John Barrowman, FTYPAH, is an actor who is on television every 12 minutes over here. I find myself using him as a marker in my personal timeline: "Oh, gee, I should probably throw out this milk because it was bought back when John Barrowman was on 'Would I Lie To You?'"

So, at the moment at least, this year hasn't felt too much different from all those lived in the United States. The past 365 days are a haze of weather patterns and media images. That's a bit surprising to me.

I'm not really sure what I was expecting or hoping for out of my first year; something a little more sexy, I guess. Sure, I can score meaningless better-than-you points against ex-girlfriends with the statement: "I live in Europe." But several if not all of those points are lost if I follow the statement with a detailed list of media appearances by a guy who plays an immortal time-traveling bisexual.

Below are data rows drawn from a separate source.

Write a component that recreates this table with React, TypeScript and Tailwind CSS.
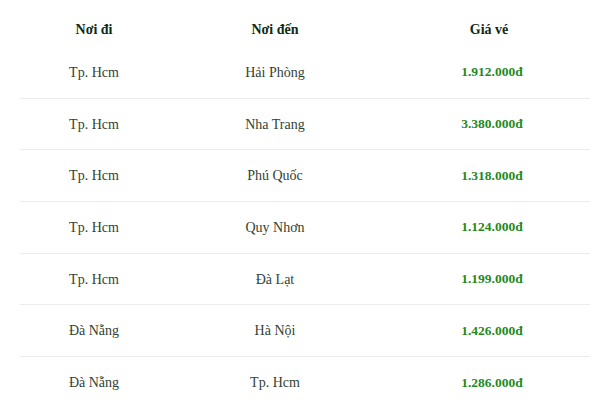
const routes = [
  { from: 'Tp. Hcm', to: 'Hải Phòng', price: '1.912.000đ' },
  { from: 'Tp. Hcm', to: 'Nha Trang', price: '3.380.000đ' },
  { from: 'Tp. Hcm', to: 'Phú Quốc', price: '1.318.000đ' },
  { from: 'Tp. Hcm', to: 'Quy Nhơn', price: '1.124.000đ' },
  { from: 'Tp. Hcm', to: 'Đà Lạt', price: '1.199.000đ' },
  { from: 'Đà Nẵng', to: 'Hà Nội', price: '1.426.000đ' },
  { from: 'Đà Nẵng', to: 'Tp. Hcm', price: '1.286.000đ' },
];

const cols = 'grid grid-cols-[148px_214px_208px] items-center text-center';

export default function App() {
  return (
    <div className="h-[400px] w-[600px] overflow-hidden bg-white font-['Liberation_Serif',serif] text-[14px]">
      <div className="mx-[20px] w-[570px]">
        <div className={`${cols} h-[47px] pt-[12px] font-bold text-[#0f2a12]`}>
          <div>Nơi đi</div>
          <div>Nơi đến</div>
          <div className="pl-[6px]">Giá vé</div>
        </div>
        {routes.map((r, i) => (
          <div
            key={i}
            className={`${cols} h-[51.7px] text-[#334233] ${
              i < routes.length - 1 ? 'border-b border-[#ececec]' : ''
            }`}
          >
            <div>{r.from}</div>
            <div>{r.to}</div>
            <div className="pl-[12px] text-[13.5px] font-bold text-[#1f8a1f]">{r.price}</div>
          </div>
        ))}
      </div>
    </div>
  );
}
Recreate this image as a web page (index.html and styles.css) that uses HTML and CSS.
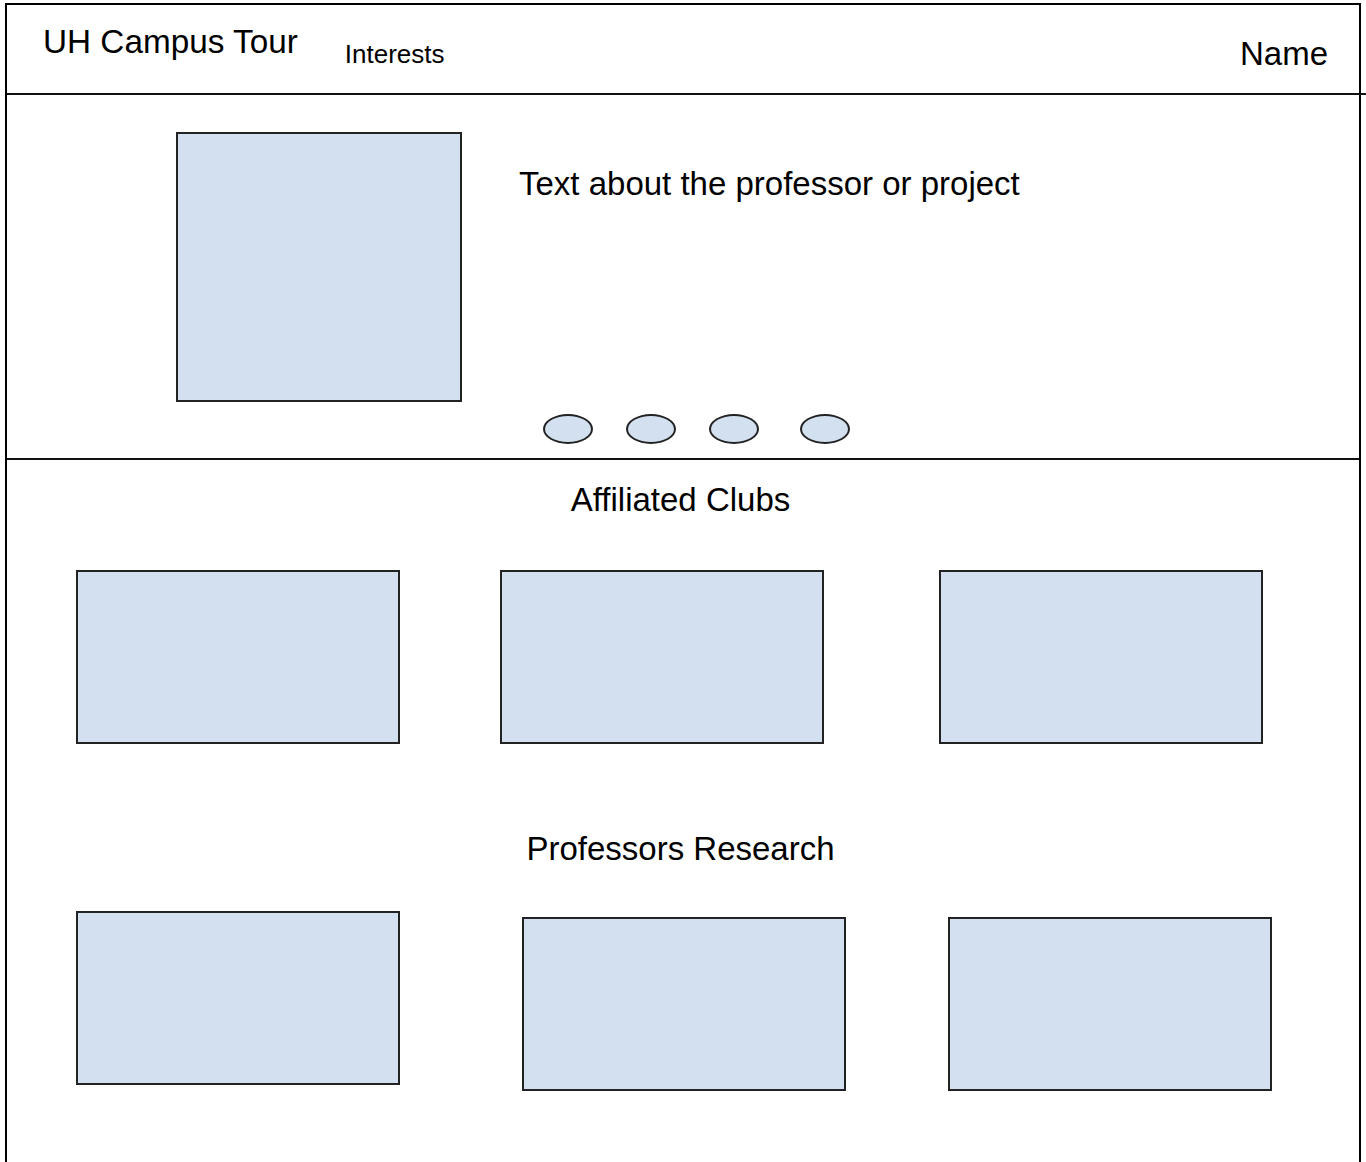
FILE: index.html
```html
<!DOCTYPE html>
<html lang="en">
<head>
<meta charset="utf-8">
<title>UH Campus Tour</title>
<link rel="stylesheet" href="styles.css">
</head>
<body>
<div class="frame">
  <header class="header">
    <div class="brand">UH Campus Tour</div>
    <nav class="nav"><span class="nav-link">Interests</span></nav>
    <div class="user">Name</div>
  </header>

  <section class="hero">
    <div class="hero-main">
      <div class="hero-image"></div>
      <p class="hero-text">Text about the professor or project</p>
    </div>
    <div class="dots">
      <span class="dot"></span>
      <span class="dot"></span>
      <span class="dot"></span>
      <span class="dot"></span>
    </div>
  </section>

  <section class="content">
    <h2 class="section-title clubs-title">Affiliated Clubs</h2>
    <div class="card-row clubs-row">
      <div class="card"></div>
      <div class="card"></div>
      <div class="card"></div>
    </div>

    <h2 class="section-title research-title">Professors Research</h2>
    <div class="card-row research-row">
      <div class="card"></div>
      <div class="card"></div>
      <div class="card"></div>
    </div>
  </section>
</div>
</body>
</html>
```

FILE: styles.css
```css
* {
  box-sizing: border-box;
}

html, body {
  margin: 0;
  padding: 0;
  background: #ffffff;
}

body {
  font-family: "Liberation Sans", Arial, sans-serif;
  color: #000;
  overflow: hidden;
}

.frame {
  margin: 3px 0 0 5px;
  width: 1356px;
  height: 1159px;
  border: 2px solid #000;
  border-bottom: none;
}

/* Header */
.header {
  display: flex;
  align-items: flex-start;
  height: 90px;
  margin-right: -7px;
  border-bottom: 2px solid #111;
}

.brand {
  font-size: 33.3px;
  line-height: normal;
  margin: 18px 0 0 36px;
}

.nav {
  margin: 34px 0 0 47px;
  font-size: 26px;
  line-height: normal;
}

.user {
  margin: 30px 38px 0 auto;
  font-size: 33px;
  line-height: normal;
}

/* Hero */
.hero {
  border-bottom: 2px solid #111;
  padding-bottom: 14px;
}

.hero-main {
  display: flex;
  align-items: flex-start;
  padding: 37px 0 0 169px;
}

.hero-image {
  width: 286px;
  height: 270px;
  background: #d3e0f0;
  border: 2px solid #222;
}

.hero-text {
  margin: 33px 0 0 57px;
  font-size: 33px;
  line-height: normal;
}

.dots {
  display: flex;
  gap: 33px;
  margin-top: 12px;
  padding-left: 536px;
}

.dot {
  display: block;
  width: 50px;
  height: 30px;
  border-radius: 50%;
  background: #d3e0f0;
  border: 2px solid #222;
}

.dot:last-child {
  margin-left: 8px;
}

/* Content */
.section-title {
  margin: 0;
  font-weight: normal;
  font-size: 33px;
  line-height: normal;
  text-align: center;
  padding-right: 5px;
}

.clubs-title {
  margin-top: 21px;
}

.research-title {
  margin-top: 86px;
}

.card-row {
  display: flex;
  align-items: flex-start;
  padding-left: 69px;
}

.clubs-row {
  margin-top: 51px;
}

.research-row {
  margin-top: 43px;
}

.card {
  width: 324px;
  height: 174px;
  background: #d3e0f0;
  border: 2px solid #222;
}

.clubs-row .card:nth-child(2) {
  margin-left: 100px;
}

.clubs-row .card:nth-child(3) {
  margin-left: 115px;
}

.research-row .card:nth-child(2) {
  margin: 6px 0 0 122px;
}

.research-row .card:nth-child(3) {
  margin: 6px 0 0 102px;
}
```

Somewhere in America, a person has just read those four words -- "immortal time-traveling bisexual" -- and decided that whoever John Barrowman is, they don't like him. And they probably don't like me for writing about him.

That's just the way America is, I suppose -- immortal bisexuals don't go over well. Here, though, they are turned into action figurines. Therein is the quiet underlying fact of my first year in Britain: my wife and I live in a place that is very much but not at all like the place we used to live.

At first glance (and increasingly so), Britain can feel quite a lot like the United States. Every main street has a Burger King and KFC, giant box stores and their parking lots consume what were once perfectly good places for trees to grow, and everything on TV and radio looks and sounds familiar. But then you turn around and see that everyone -- I mean everyone -- is good at soccer, people are mystified by the mere idea of root beer, and it's OK to say naughty words on television, and you realize: "Hey, I live in a different country."

It's like having everything in your world shift just slightly. A year on, and my wife and I have acclimatized to most of the differences, so what stand out are the things that didn't change. Of course, the most important unchanging thing was us.

This life has swirled all around us and it's given us highs and lows, but at the center of it we've still woken up next to each other each morning. I still have my wife to occasionally laugh at my bad jokes, she still has me to occasionally clean the bathroom, and we both have each other to pull, push, and encourage the other to carry on forward.

We're both eager to see what this next year will bring (John Barrowman's autobiography's coming out in 2008! Yes!), but there's joy in knowing that some things will stay the same.